Tiap hari Poli Khusus RSUA menerima 120–200 pasien, sedangkan kapasitas pemeriksaan Lembaga Biologi Molekuler Eijkman Institute bisa mencapai 80 spesimen. Di RSUA ada yang datang karena panik. Di Eijkman tak bisa ujug-ujug datang meminta dites.
GALIH ADI P., Surabaya-Z. HIKMIA, Jakarta, Jawa Pos
Kemarin (17/3) merupakan hari kedua bagi Akbar bertandang ke Poli Khusus Rumah Sakit Universitas Airlangga (RSUA). Dia hendak memeriksakan kondisi kesehatannya. Tanda-tandanya mirip dengan Covid-19.
Pada Senin (16/3) dia sudah datang ke sana. Tapi, kehabisan kuota pemeriksaan. Alhasil, dia harus balik pada hari berikutnya.
Bersama Lembaga Biologi Molekuler Eijkman Institute Jakarta, Poli Khusus Rumah Sakit Universitas Airlangga (RSUA) Surabaya ditunjuk sebagai jejaring laboratorium untuk pemeriksaan Covid-19. Sejak memulai layanan pada 3 Maret lalu, animo masyarakat untuk memeriksakan diri ke Poli Khusus RSUA begitu tinggi.

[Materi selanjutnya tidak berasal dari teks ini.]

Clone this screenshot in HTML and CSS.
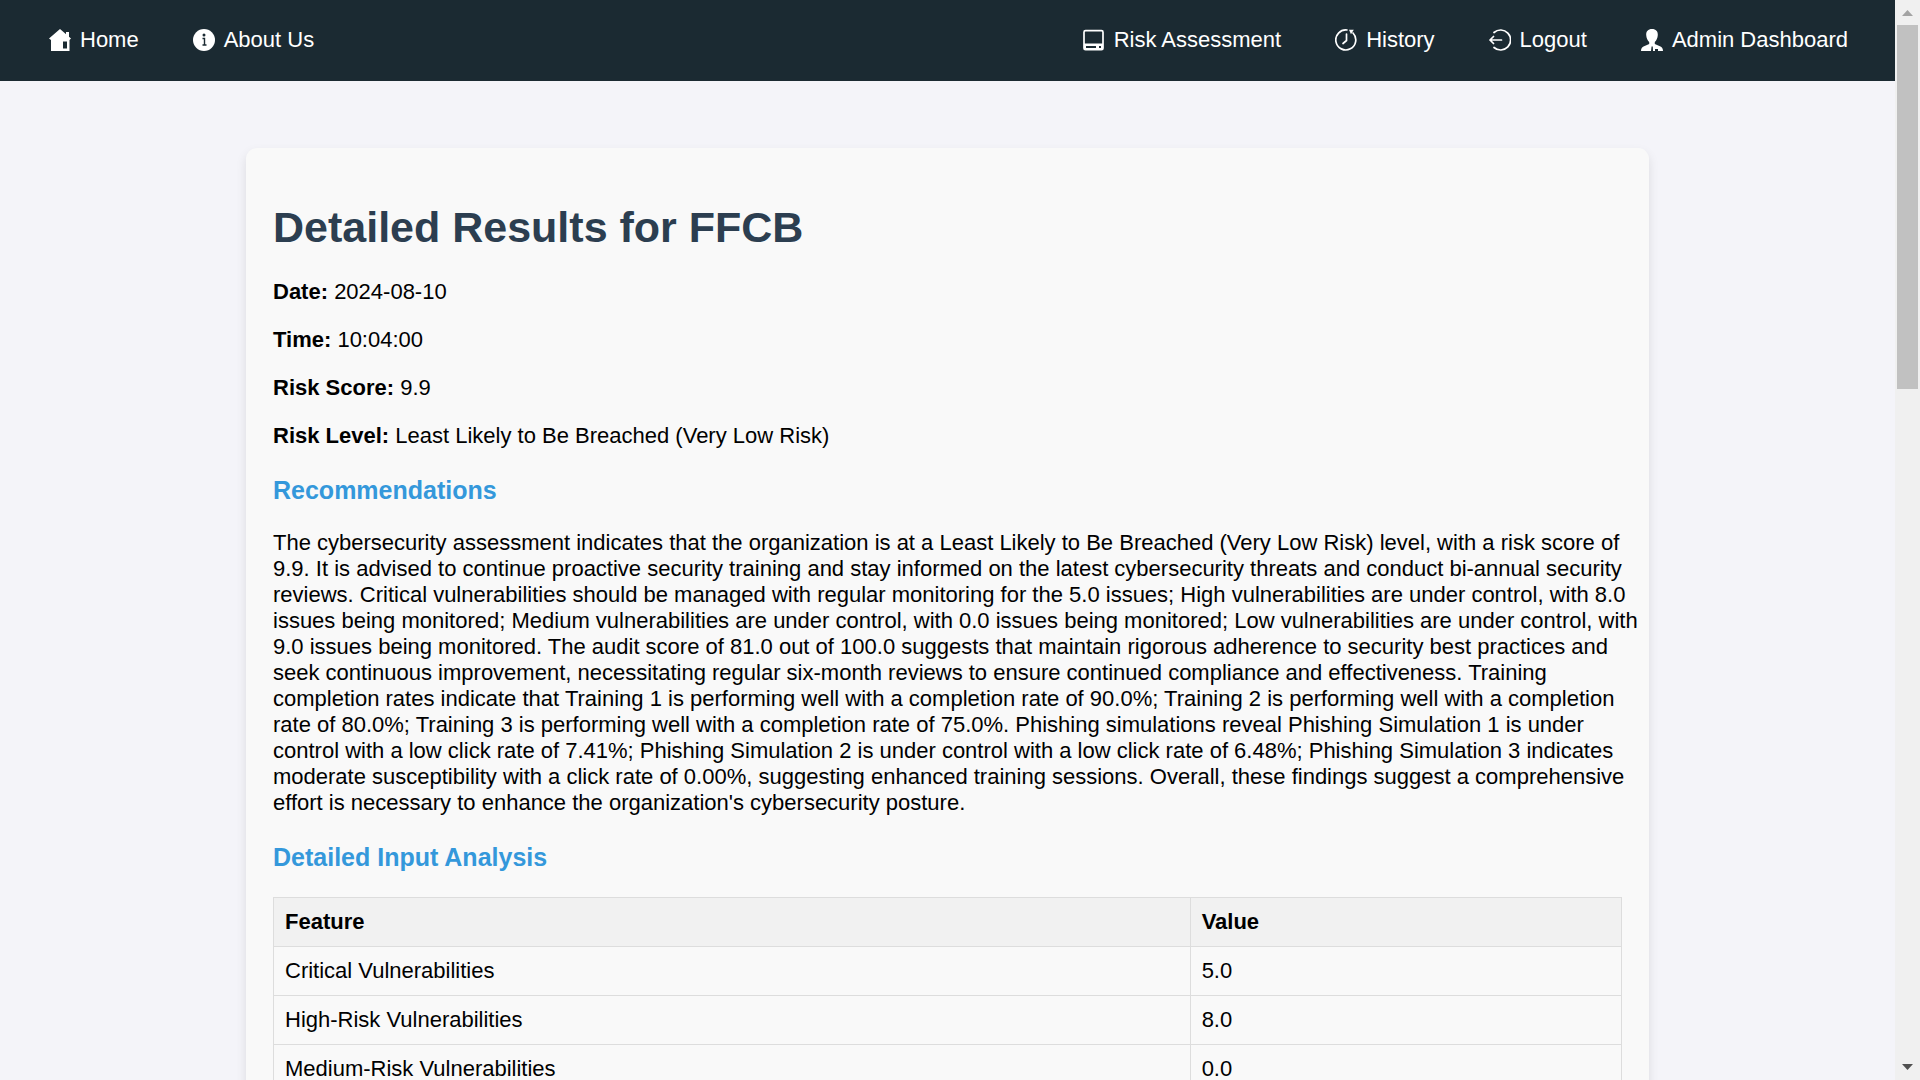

Saban hari Poli Khusus RSUA menerima 120–200 pasien. Kuota yang tersedia pun tidak bertahan lama. Sebelum tengah hari sudah penuh. Alhasil, tidak sedikit yang harus pulang, menunggu hari berikutnya.
Menurut Ketua Tim Satgas Korona RSUA dr Prastuti Asta Wulaningrum SpP, sejak Crisis Center Covid-19 RSUA dibuka, status pasien yang berkunjung beragam. Ada pula beberapa orang yang sehat tanpa gejala.
Mereka, kata Prastuti, datang karena panik. Ada pula orang dalam pemantauan (ODP) yang menjalani rawat jalan dan rawat inap serta pasien dalam perawatan (PDP).
Agar tak bernasib sama seperti hari pertama, Akbar kemarin datang ke Poli Khusus RSUA pukul 07.00. Mengantre untuk mengambil nomor.
Dia mendapat nomor 17. Yang hendak memeriksakan kondisi kesehatan bisa menunggu di ruangan yang biasanya digunakan sebagai parkir mobil ambulans itu.
Ada tirai plastik bening yang memisahkan dengan lingkungan luar. Di sana ada meja dan kursi. Untuk mengisi blangko riwayat kesehatan dan riwayat perjalanan. ’’Berikutnya menunggu, jam 09.00 saya baru masuk ke ruangan dokter,” ujarnya.